## begin DATA BLOCK
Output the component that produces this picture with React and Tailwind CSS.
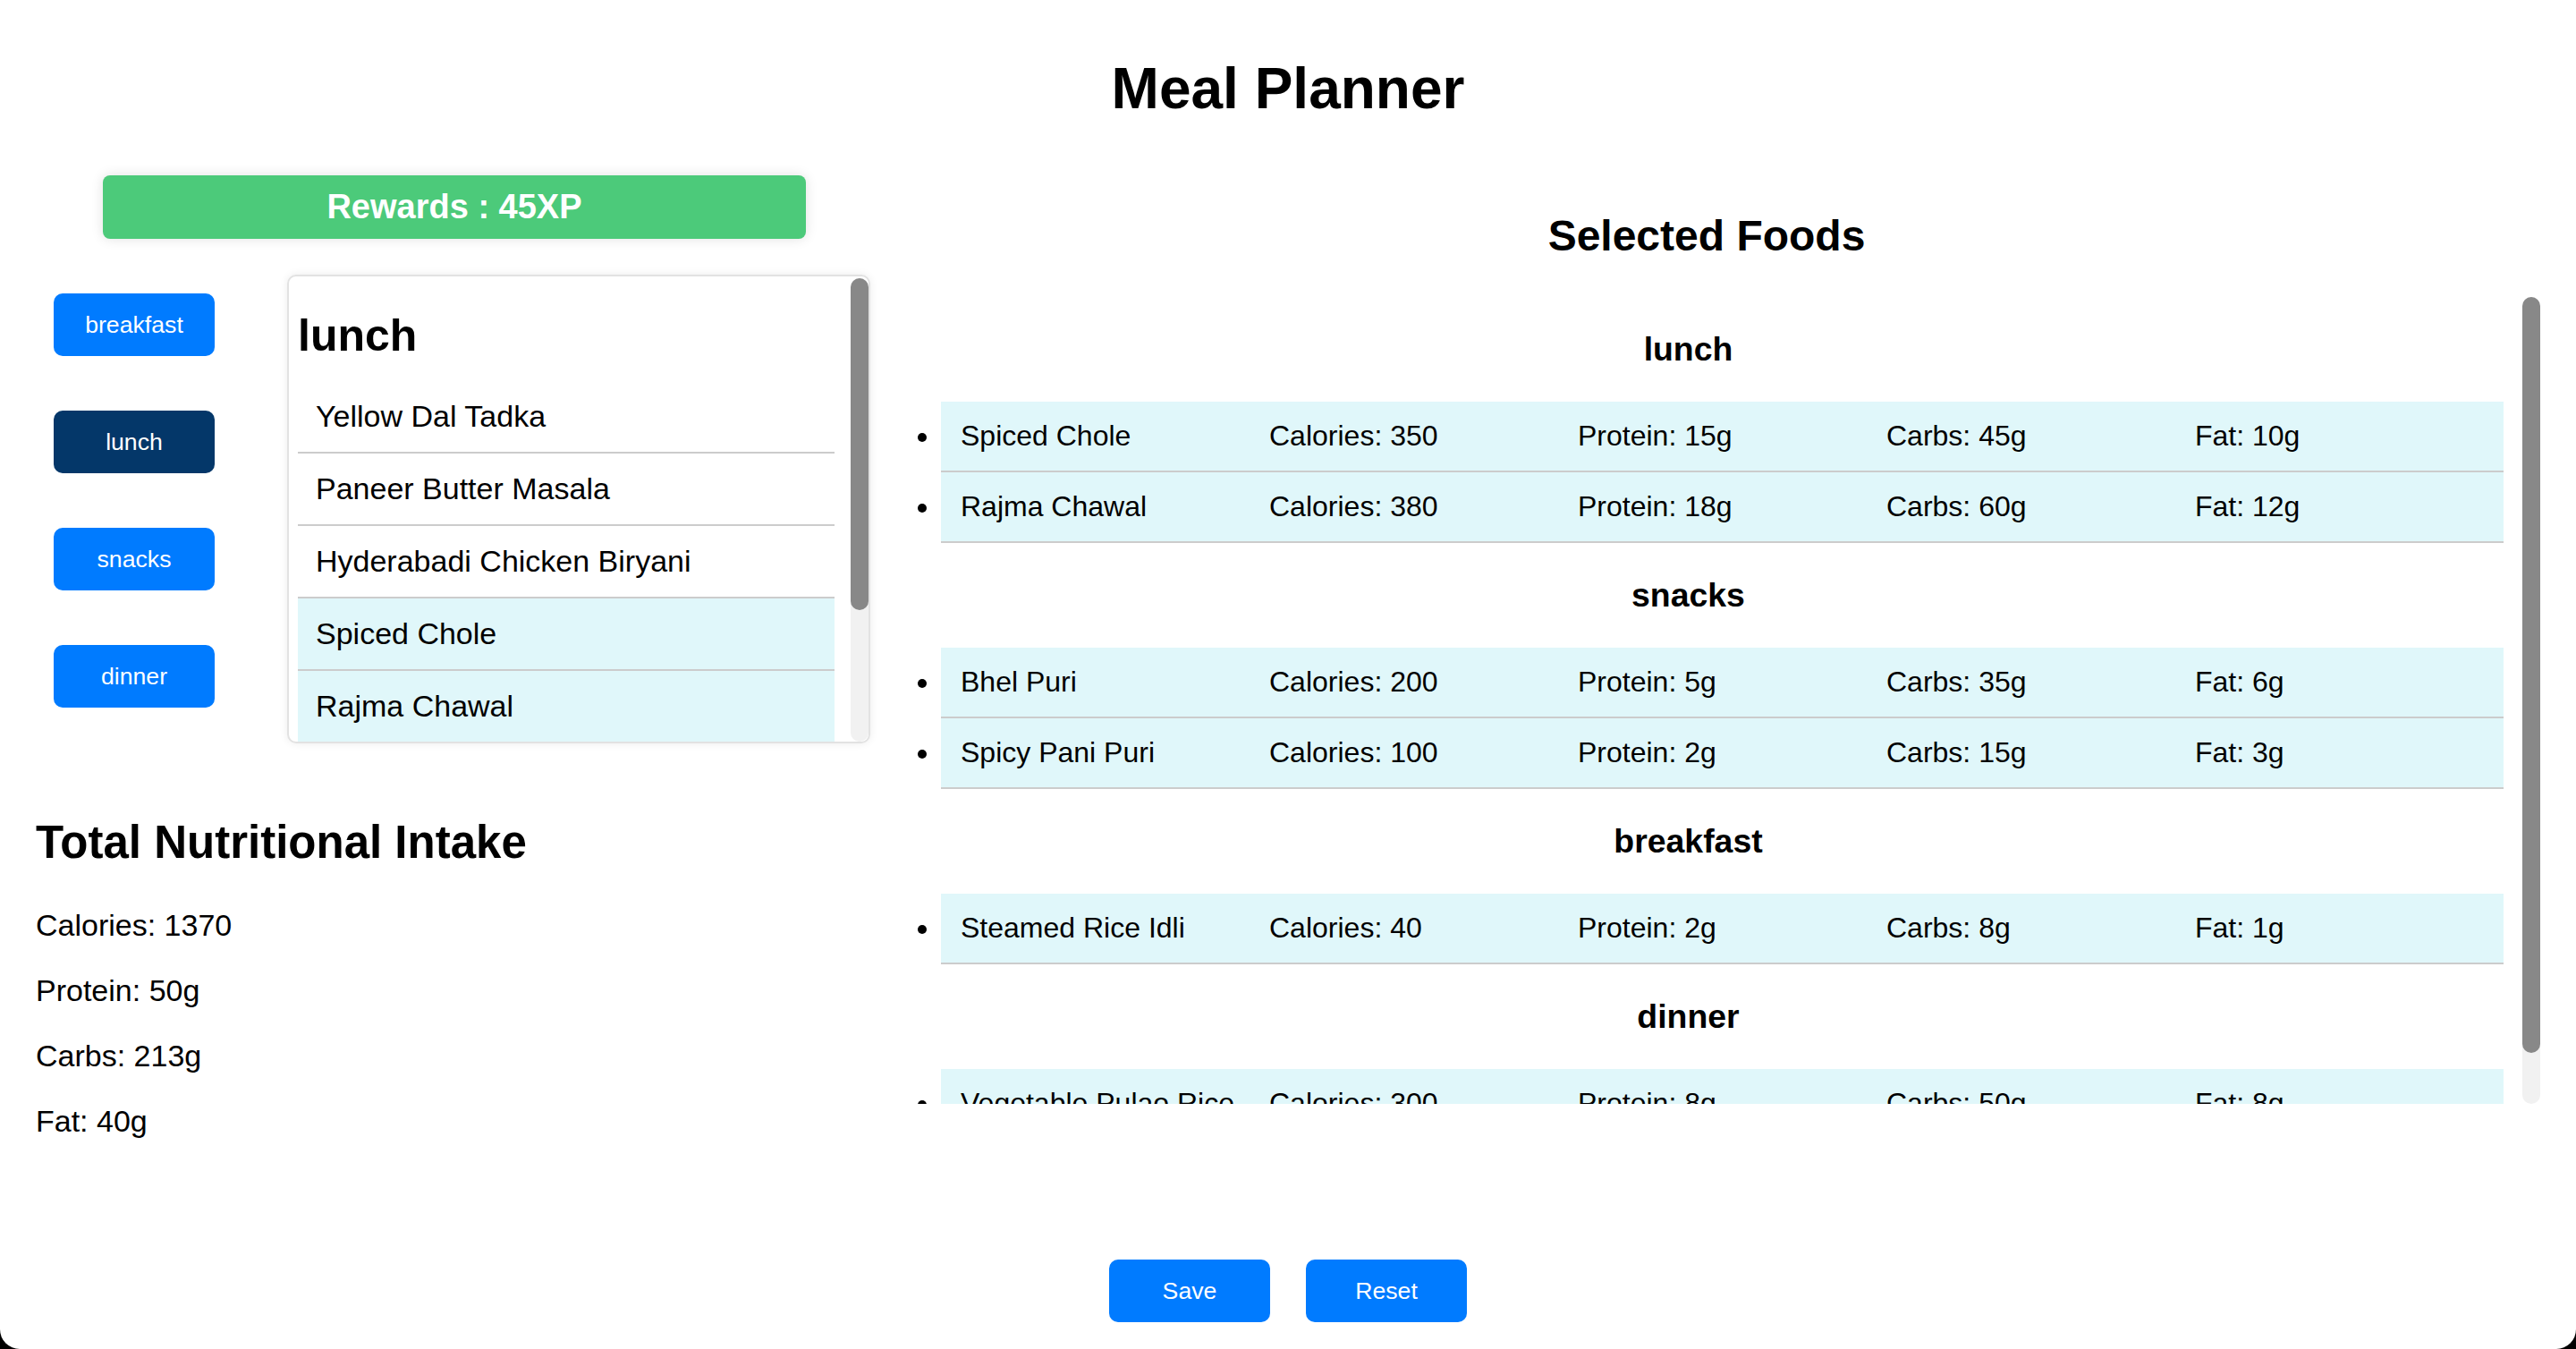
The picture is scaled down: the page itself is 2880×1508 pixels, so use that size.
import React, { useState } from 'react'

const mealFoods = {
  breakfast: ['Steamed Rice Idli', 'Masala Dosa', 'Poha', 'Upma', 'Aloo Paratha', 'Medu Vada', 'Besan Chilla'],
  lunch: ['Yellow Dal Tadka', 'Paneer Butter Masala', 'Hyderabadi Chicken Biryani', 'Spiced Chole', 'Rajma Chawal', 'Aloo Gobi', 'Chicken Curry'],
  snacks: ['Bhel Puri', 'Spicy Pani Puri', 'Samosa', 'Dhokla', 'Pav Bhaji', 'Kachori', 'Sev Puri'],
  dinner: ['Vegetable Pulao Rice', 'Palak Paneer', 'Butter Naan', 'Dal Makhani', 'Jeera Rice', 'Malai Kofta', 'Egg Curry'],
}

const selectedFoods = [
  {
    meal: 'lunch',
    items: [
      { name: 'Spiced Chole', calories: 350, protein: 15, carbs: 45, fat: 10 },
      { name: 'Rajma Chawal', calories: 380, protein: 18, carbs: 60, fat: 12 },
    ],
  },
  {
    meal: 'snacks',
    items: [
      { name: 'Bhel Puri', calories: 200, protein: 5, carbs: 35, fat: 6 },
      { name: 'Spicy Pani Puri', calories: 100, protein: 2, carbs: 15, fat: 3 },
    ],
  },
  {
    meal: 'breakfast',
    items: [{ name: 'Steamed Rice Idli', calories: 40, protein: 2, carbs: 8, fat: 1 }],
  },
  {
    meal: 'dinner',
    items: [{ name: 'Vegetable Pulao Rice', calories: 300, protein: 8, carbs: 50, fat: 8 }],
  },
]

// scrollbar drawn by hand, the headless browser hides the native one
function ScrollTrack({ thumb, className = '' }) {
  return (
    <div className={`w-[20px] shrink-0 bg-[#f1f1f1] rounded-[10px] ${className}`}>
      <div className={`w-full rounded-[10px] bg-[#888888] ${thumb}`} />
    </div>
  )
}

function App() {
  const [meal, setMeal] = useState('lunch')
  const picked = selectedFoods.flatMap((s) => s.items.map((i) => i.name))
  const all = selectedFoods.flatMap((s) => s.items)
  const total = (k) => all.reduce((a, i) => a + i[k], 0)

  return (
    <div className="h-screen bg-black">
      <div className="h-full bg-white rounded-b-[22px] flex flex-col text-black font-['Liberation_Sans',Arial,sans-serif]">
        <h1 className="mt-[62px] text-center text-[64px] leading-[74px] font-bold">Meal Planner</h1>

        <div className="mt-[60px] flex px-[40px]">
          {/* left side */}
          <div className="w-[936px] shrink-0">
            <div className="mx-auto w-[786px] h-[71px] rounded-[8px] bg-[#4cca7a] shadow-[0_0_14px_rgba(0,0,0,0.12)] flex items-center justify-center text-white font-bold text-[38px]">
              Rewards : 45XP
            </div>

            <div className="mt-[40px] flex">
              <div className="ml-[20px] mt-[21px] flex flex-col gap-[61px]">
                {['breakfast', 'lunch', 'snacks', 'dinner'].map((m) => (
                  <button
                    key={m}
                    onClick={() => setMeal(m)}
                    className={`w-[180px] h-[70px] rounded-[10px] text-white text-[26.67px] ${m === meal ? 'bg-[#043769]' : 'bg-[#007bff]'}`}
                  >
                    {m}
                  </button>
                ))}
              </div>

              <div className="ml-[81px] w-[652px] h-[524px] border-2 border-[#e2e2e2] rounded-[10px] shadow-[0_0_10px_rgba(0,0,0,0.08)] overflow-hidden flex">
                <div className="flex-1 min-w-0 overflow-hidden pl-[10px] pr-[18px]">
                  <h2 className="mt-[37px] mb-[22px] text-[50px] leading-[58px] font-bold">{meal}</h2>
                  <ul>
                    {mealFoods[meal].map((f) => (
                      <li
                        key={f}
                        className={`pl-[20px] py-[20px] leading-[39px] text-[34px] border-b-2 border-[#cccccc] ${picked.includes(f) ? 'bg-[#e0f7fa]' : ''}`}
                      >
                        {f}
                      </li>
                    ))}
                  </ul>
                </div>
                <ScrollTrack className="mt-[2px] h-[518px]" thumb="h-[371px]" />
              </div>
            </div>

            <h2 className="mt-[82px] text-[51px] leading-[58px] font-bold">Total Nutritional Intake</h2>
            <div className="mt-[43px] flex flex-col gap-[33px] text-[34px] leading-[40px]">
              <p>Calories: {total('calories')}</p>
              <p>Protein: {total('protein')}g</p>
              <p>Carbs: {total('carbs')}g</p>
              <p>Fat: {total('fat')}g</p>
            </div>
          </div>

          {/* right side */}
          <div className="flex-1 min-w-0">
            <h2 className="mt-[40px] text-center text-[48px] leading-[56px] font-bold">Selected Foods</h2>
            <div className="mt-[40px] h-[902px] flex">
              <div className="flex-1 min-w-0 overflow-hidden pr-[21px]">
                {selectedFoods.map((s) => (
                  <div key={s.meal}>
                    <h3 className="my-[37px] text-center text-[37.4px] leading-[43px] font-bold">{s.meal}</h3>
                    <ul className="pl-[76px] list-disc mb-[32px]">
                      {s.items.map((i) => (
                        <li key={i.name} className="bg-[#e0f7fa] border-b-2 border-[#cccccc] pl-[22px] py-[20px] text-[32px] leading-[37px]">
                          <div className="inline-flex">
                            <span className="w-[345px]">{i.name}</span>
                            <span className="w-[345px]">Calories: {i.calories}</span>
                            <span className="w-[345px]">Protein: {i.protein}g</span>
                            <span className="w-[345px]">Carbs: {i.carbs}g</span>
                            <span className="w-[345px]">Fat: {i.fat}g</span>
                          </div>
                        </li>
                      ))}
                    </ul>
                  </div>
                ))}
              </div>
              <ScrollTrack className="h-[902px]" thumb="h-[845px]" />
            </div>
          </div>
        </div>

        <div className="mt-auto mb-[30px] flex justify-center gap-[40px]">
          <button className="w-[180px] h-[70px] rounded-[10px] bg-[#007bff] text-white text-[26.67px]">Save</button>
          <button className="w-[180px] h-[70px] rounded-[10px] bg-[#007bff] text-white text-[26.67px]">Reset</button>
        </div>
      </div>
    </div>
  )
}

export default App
## end DATA BLOCK
YOUR GOAL -
Pull out every line in the material above where "that" occurs.

SOLUTION TO THIS EXERCISE -
Output the component that produces this picture with React and Tailwind CSS.
The picture is scaled down: the page itself is 2880×1508 pixels, so use that size.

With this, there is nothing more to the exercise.